Specifically, he had persuaded Robert Kennedy to authorize a wiretap of one of King’s advisers who, Edgar alleged, was an active Soviet agent. This was just another of Edgar’s irrational obsessions, but the Kennedys could not be sure of that. They were afraid exposure of such links could bring disaster, not only on King but on the administration for supporting him.
So it was that on June 22, before addressing a group of civil rights leaders at the White House, the President took King by himself into the Rose Garden. He begged him to get rid of two colleagues Edgar claimed were Communists, then asked if he had read about Profumo in the newspapers. ‘That,’ he told King, ‘was an example of friendship and loyalty carried too far. Macmillan is likely to lose his government because he has been loyal to a friend. You must take care not to lose your cause for the same reason.’
Kennedy went further. ‘I suppose you know,’ he said, ‘you’re under very close surveillance.’ He warned King to be very careful about what he said on the phone, that if J. Edgar Hoover could prove he had links with Communists, he would use it to wreck pending civil rights legislation.
As the meeting with the President ended, King found himself wondering why Kennedy had taken the precaution of ushering him out into the garden to talk. ‘The President,’ King told an associate later, ‘is afraid of Hoover himself, because he wouldn’t even talk to me in his own office. I guess Hoover must be bugging him, too.’

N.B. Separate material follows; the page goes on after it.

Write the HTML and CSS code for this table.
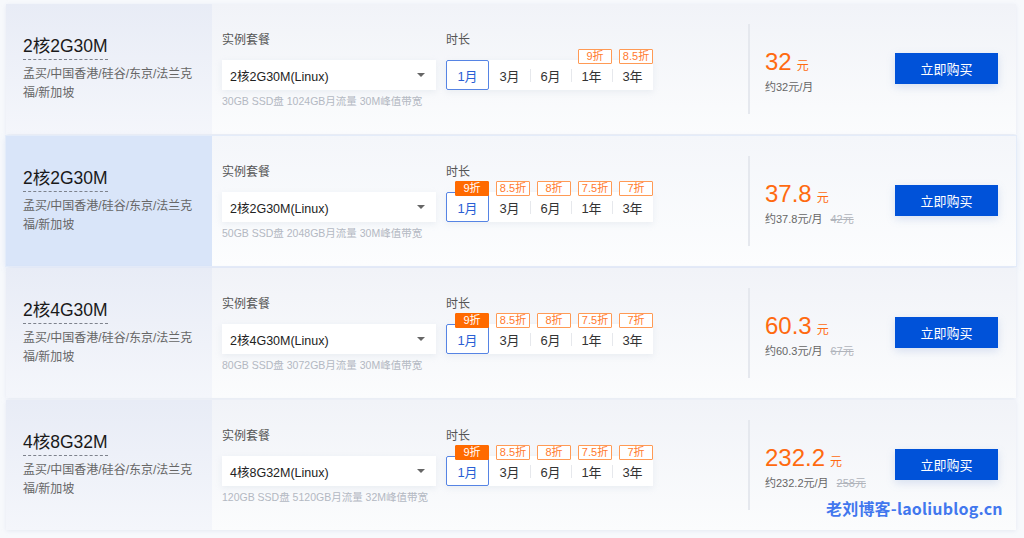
FILE: index.html
```html
<!DOCTYPE html>
<html lang="zh-CN">
<head>
<meta charset="utf-8">
<title>套餐</title>
<link rel="stylesheet" href="styles.css">
</head>
<body>
<div class="list">

  <div class="card">
    <div class="side">
      <div class="title">2核2G30M</div>
      <div class="regions">孟买/中国香港/硅谷/东京/法兰克福/新加坡</div>
    </div>
    <div class="config">
      <div class="field spec">
        <div class="label">实例套餐</div>
        <div class="select"><span>2核2G30M(Linux)</span><i class="caret"></i></div>
        <div class="desc">30GB SSD盘 1024GB月流量 30M峰值带宽</div>
      </div>
      <div class="field dur">
        <div class="label">时长</div>
        <div class="periods">
          <div class="period active">1月</div>
          <div class="period">3月</div>
          <div class="period">6月</div>
          <div class="period"><span class="tag">9折</span>1年</div>
          <div class="period"><span class="tag">8.5折</span>3年</div>
        </div>
      </div>
    </div>
    <div class="buy">
      <div class="price">
        <div class="amount">32<span class="unit">元</span></div>
        <div class="monthly">约32元/月</div>
      </div>
      <button class="btn">立即购买</button>
    </div>
  </div>

  <div class="card hot">
    <div class="side">
      <div class="title">2核2G30M</div>
      <div class="regions">孟买/中国香港/硅谷/东京/法兰克福/新加坡</div>
    </div>
    <div class="config">
      <div class="field spec">
        <div class="label">实例套餐</div>
        <div class="select"><span>2核2G30M(Linux)</span><i class="caret"></i></div>
        <div class="desc">50GB SSD盘 2048GB月流量 30M峰值带宽</div>
      </div>
      <div class="field dur">
        <div class="label">时长</div>
        <div class="periods">
          <div class="period active"><span class="tag fill">9折</span>1月</div>
          <div class="period"><span class="tag">8.5折</span>3月</div>
          <div class="period"><span class="tag">8折</span>6月</div>
          <div class="period"><span class="tag">7.5折</span>1年</div>
          <div class="period"><span class="tag">7折</span>3年</div>
        </div>
      </div>
    </div>
    <div class="buy">
      <div class="price">
        <div class="amount">37.8<span class="unit">元</span></div>
        <div class="monthly">约37.8元/月<s class="orig">42元</s></div>
      </div>
      <button class="btn">立即购买</button>
    </div>
  </div>

  <div class="card">
    <div class="side">
      <div class="title">2核4G30M</div>
      <div class="regions">孟买/中国香港/硅谷/东京/法兰克福/新加坡</div>
    </div>
    <div class="config">
      <div class="field spec">
        <div class="label">实例套餐</div>
        <div class="select"><span>2核4G30M(Linux)</span><i class="caret"></i></div>
        <div class="desc">80GB SSD盘 3072GB月流量 30M峰值带宽</div>
      </div>
      <div class="field dur">
        <div class="label">时长</div>
        <div class="periods">
          <div class="period active"><span class="tag fill">9折</span>1月</div>
          <div class="period"><span class="tag">8.5折</span>3月</div>
          <div class="period"><span class="tag">8折</span>6月</div>
          <div class="period"><span class="tag">7.5折</span>1年</div>
          <div class="period"><span class="tag">7折</span>3年</div>
        </div>
      </div>
    </div>
    <div class="buy">
      <div class="price">
        <div class="amount">60.3<span class="unit">元</span></div>
        <div class="monthly">约60.3元/月<s class="orig">67元</s></div>
      </div>
      <button class="btn">立即购买</button>
    </div>
  </div>

  <div class="card">
    <div class="side">
      <div class="title">4核8G32M</div>
      <div class="regions">孟买/中国香港/硅谷/东京/法兰克福/新加坡</div>
    </div>
    <div class="config">
      <div class="field spec">
        <div class="label">实例套餐</div>
        <div class="select"><span>4核8G32M(Linux)</span><i class="caret"></i></div>
        <div class="desc">120GB SSD盘 5120GB月流量 32M峰值带宽</div>
      </div>
      <div class="field dur">
        <div class="label">时长</div>
        <div class="periods">
          <div class="period active"><span class="tag fill">9折</span>1月</div>
          <div class="period"><span class="tag">8.5折</span>3月</div>
          <div class="period"><span class="tag">8折</span>6月</div>
          <div class="period"><span class="tag">7.5折</span>1年</div>
          <div class="period"><span class="tag">7折</span>3年</div>
        </div>
      </div>
    </div>
    <div class="buy">
      <div class="price">
        <div class="amount">232.2<span class="unit">元</span></div>
        <div class="monthly">约232.2元/月<s class="orig">258元</s></div>
      </div>
      <button class="btn">立即购买</button>
    </div>
  </div>

</div>
<div class="watermark">老刘博客-laoliublog.cn</div>
</body>
</html>
```

FILE: styles.css
```css
* { box-sizing: border-box; }

html, body {
  margin: 0;
  height: 100%;
}

body {
  background: #f7f9fc;
  font-family: "Liberation Sans", "Noto Sans CJK SC", sans-serif;
  color: #333;
  position: relative;
  overflow: hidden;
}

.list {
  display: flex;
  flex-direction: column;
  gap: 2px;
  padding: 4px 8px 0 6px;
}

.card {
  display: flex;
  height: 130px;
  background: linear-gradient(to bottom, #f1f3f8, #fbfcfd);
  box-shadow: 0 1px 4px rgba(200, 210, 228, 0.35);
}

.card.hot {
  background: linear-gradient(to bottom, #f4f6fa, #fcfdfe);
  box-shadow: 0 0 0 1px #e4ecf9, 0 2px 6px rgba(180, 200, 235, 0.45);
}

.side {
  width: 206px;
  flex: none;
  padding: 31px 17px 0 17px;
  background: linear-gradient(to bottom, #e8ecf6, #f4f6fb);
}

.hot .side {
  background: #d9e5f9;
}

.title {
  display: inline-block;
  font-size: 17.5px;
  line-height: 22px;
  color: #1a1a1a;
  padding-bottom: 2px;
  border-bottom: 1px dashed #7d828c;
}

.regions {
  margin-top: 5px;
  font-size: 12px;
  line-height: 19px;
  color: #666;
}

.config {
  display: flex;
  gap: 10px;
  padding: 27px 0 0 10px;
  width: 536px;
  flex: none;
}

.label {
  font-size: 12px;
  line-height: 18px;
  color: #555;
  margin-bottom: 11px;
}

.spec { width: 214px; }
.dur { width: 207px; }

.select {
  height: 30px;
  background: #fff;
  display: flex;
  align-items: center;
  justify-content: space-between;
  padding: 0 11px 0 8px;
  font-size: 12.5px;
  color: #222;
  box-shadow: 0 2px 6px rgba(200, 208, 222, 0.3);
}

.caret {
  width: 0;
  height: 0;
  border-left: 4px solid transparent;
  border-right: 4px solid transparent;
  border-top: 4px solid #666;
}

.desc {
  margin-top: 3px;
  font-size: 10.5px;
  line-height: 16px;
  color: #b3b8c2;
  white-space: nowrap;
}

.periods {
  display: flex;
  height: 30px;
  background: #fff;
  box-shadow: 0 2px 6px rgba(200, 208, 222, 0.3);
}

.period {
  position: relative;
  flex: 1;
  display: flex;
  align-items: center;
  justify-content: center;
  font-size: 13px;
  color: #333;
}

.period + .period::before {
  content: "";
  position: absolute;
  left: 0;
  top: 9px;
  height: 13px;
  width: 1px;
  background: #e6e8ec;
}

.period.active {
  border: 1px solid #5684e4;
  border-radius: 2px;
  color: #2a5fd4;
}

.period.active + .period::before { display: none; }

.tag {
  position: absolute;
  right: 0;
  top: -11px;
  width: 34px;
  height: 15px;
  border: 1px solid #ff9a55;
  background: #fff;
  color: #ff7a2e;
  font-size: 11px;
  line-height: 13px;
  text-align: center;
  border-radius: 1px;
}

.period.active .tag {
  right: -1px;
  top: -12px;
}

.tag.fill {
  background: #ff6a00;
  border-color: #ff6a00;
  color: #fff;
}

.buy {
  flex: 1;
  display: flex;
  align-items: center;
  justify-content: space-between;
  margin: 20px 0;
  padding: 0 18px 0 15px;
  border-left: 2px solid #e5e8ee;
}

.price {
  margin-top: 4px;
}

.amount {
  font-size: 24px;
  line-height: 28px;
  color: #ff6a10;
}

.unit {
  font-size: 12px;
  margin-left: 5px;
}

.monthly {
  margin-top: 0;
  font-size: 11px;
  line-height: 14px;
  color: #666;
}

.orig {
  margin-left: 8px;
  color: #b0b4bb;
}

.btn {
  width: 103px;
  height: 31px;
  border: 0;
  background: #0052d9;
  color: #fff;
  font-family: "Liberation Sans", "Noto Sans CJK SC", sans-serif;
  font-size: 13px;
  box-shadow: 0 3px 8px rgba(120, 150, 210, 0.25);
  margin-top: -2px;
}

.watermark {
  position: absolute;
  left: 826px;
  top: 498px;
  font-family: "Noto Sans CJK SC", "Liberation Sans", sans-serif;
  font-weight: 700;
  font-size: 16px;
  line-height: 20px;
  color: #4177ee;
  letter-spacing: 0.2px;
}
```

On June 23, the President left Washington for Europe, on the tour remembered today for the ‘Ich bin ein Berliner’ speech and the pilgrimage to Ireland. He also visited London to see Prime Minister Macmillan. The evening he arrived, as he dined with the British leader, Kennedy learned the Profumo case was about to touch his presidency. The noon edition of the New York Journal American that day carried the headline: HIGH US AIDE IMPLICATED IN V-GIRL SCANDAL. The opening line read: ‘One of the biggest names in American politics – a man who holds a “very high” elective office – has been injected into Britain’s vice-security scandal …’ The report stopped short of naming the President, but the implication was clear.
The report stayed in the paper for one edition and was then dropped without explanation. Robert Kennedy had moved swiftly. He telephoned his brother in the middle of the dinner with Macmillan, FBI files show, and the President expressed ‘concern.’ The FBI representative in London, Charles Bates, was ordered to brief Kennedy the next morning before he left for Italy. If anything develops,’ the President told Bates, ‘anything at all, we’d like to be advised. Get it to us in Rome.’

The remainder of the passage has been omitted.